The reality is Bonnaroo serves as an annual check-up on the state of social media. New and old tools alike are put to the test, and we learn a lot in the process.
One of those new tools that will likely change the game this year is Vine, which some call a mix between YouTube and Instagram. It’s a new app that allows users to capture and share short, looping videos — almost like animated GIFs with audio.
(LiL iFFy. Photo by Rachel Wise)
Vine also happens to be a favorite among the members of rap act LiL iFFy, the only Knoxville artist invited to this year’s Bonnaroo.
“I like how easy it is to use and the ability to crudely edit together tiny, six-second films,” said Thomas Thibus, producer for LiL iFFy. “It’s super simple and super effective.”
Hip-hop acts and Bonnaroo might not seem like a natural pair, but you’d be surprised.
A couple of years ago, VH1 analyzed data culled from social media and found that hip-hop and rap artists crushed the competition on social media.
It may seem surprising that hip-hop would dominate anything at Bonnaroo, the giant music festival (and party) that began in Tennessee a decade ago with hippie-ish jam bands and roots rock. But this is what we discovered when using Next Big Sound to gather social media stats on all 150 or so acts on the lineup.

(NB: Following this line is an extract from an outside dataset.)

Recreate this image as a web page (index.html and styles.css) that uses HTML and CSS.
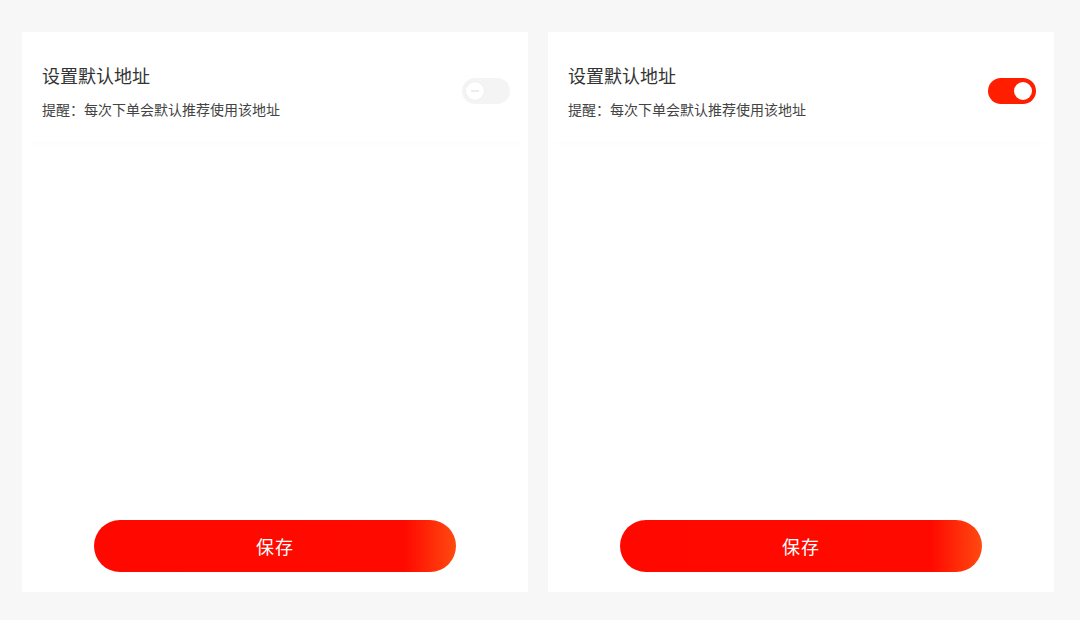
FILE: index.html
```html
<!DOCTYPE html>
<html lang="zh-CN">
<head>
<meta charset="utf-8">
<title>设置默认地址</title>
<link rel="stylesheet" href="styles.css">
</head>
<body>
  <main class="stage">
    <section class="panel">
      <div class="setting">
        <div class="setting-text">
          <h2 class="setting-title">设置默认地址</h2>
          <p class="setting-hint">提醒：每次下单会默认推荐使用该地址</p>
        </div>
        <span class="switch" role="switch" aria-checked="false"><span class="knob"></span></span>
      </div>
      <div class="spacer"></div>
      <div class="actions">
        <button class="save-btn" type="button">保存</button>
      </div>
    </section>
    <section class="panel">
      <div class="setting">
        <div class="setting-text">
          <h2 class="setting-title">设置默认地址</h2>
          <p class="setting-hint">提醒：每次下单会默认推荐使用该地址</p>
        </div>
        <span class="switch is-on" role="switch" aria-checked="true"><span class="knob"></span></span>
      </div>
      <div class="spacer"></div>
      <div class="actions">
        <button class="save-btn" type="button">保存</button>
      </div>
    </section>
  </main>
</body>
</html>
```

FILE: styles.css
```css
* {
  box-sizing: border-box;
}

html,
body {
  margin: 0;
  padding: 0;
  background: #f7f7f7;
  font-family: "Noto Sans CJK SC", "Noto Sans", sans-serif;
}

.stage {
  display: flex;
  gap: 20px;
  padding: 32px 0 0 22px;
  height: 620px;
}

.panel {
  width: 506px;
  height: 560px;
  background: #ffffff;
  display: flex;
  flex-direction: column;
}

.setting {
  display: flex;
  align-items: flex-start;
  justify-content: space-between;
  padding: 30px 18px 0 20px;
  height: 110px;
  box-shadow: 0 6px 8px -6px rgba(0, 0, 0, 0.025);
}

.setting-text {
  display: flex;
  flex-direction: column;
}

.setting-title {
  margin: 0;
  font-size: 18px;
  line-height: 26px;
  font-weight: 400;
  color: #333333;
}

.setting-hint {
  margin: 11px 0 0;
  font-size: 14px;
  line-height: 20px;
  color: #444444;
}

.switch {
  position: relative;
  width: 48px;
  height: 26px;
  margin-top: 16px;
  border-radius: 13px;
  background: #f4f4f4;
  flex: none;
}

.switch .knob {
  position: absolute;
  top: 4px;
  left: 4px;
  width: 18px;
  height: 18px;
  border-radius: 50%;
  background: #ffffff;
  box-shadow: 0 0 0 1px #efefef;
}

.switch .knob::after {
  content: "";
  position: absolute;
  left: 5px;
  top: 8px;
  width: 8px;
  height: 2px;
  background: #ececec;
}

.switch.is-on {
  background: #ff1e00;
}

.switch.is-on .knob {
  left: auto;
  right: 4px;
  box-shadow: none;
}

.switch.is-on .knob::after {
  display: none;
}

.spacer {
  flex: 1;
}

.actions {
  display: flex;
  justify-content: center;
  padding-bottom: 20px;
}

.save-btn {
  width: 362px;
  height: 52px;
  border: none;
  border-radius: 26px;
  background: linear-gradient(90deg, #ff0800 0%, #ff0a00 86%, #ff4a10 100%);
  color: #ffffff;
  font-family: "Noto Sans CJK SC", "Noto Sans", sans-serif;
  font-size: 18px;
  letter-spacing: 1px;
  cursor: pointer;
}
```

At knoxville.com, we’ve found similar results. I compiled a list of the top 10 most-watched Bonnaroo performance videos that we’ve posted over the years, and the top 2? Eminem and Lil Wayne. In fact, hip-hop artists comprise 4 of the total top 10.
It’s fitting, then, that this year, we have chosen to team up with LiL iFFy. Members of the Harry Potter rap group will be sharing content and allowing our readers to see the festival from a unique point of view.
(Photo by AP/Keystone, Martial Trezzini)
“We’ll share (posts) of various acts and behind-the-scenes stuff,” said Thibus, who performs under the name DJ Tom Ato. “It would be awesome to get some Vines of us with other artists.”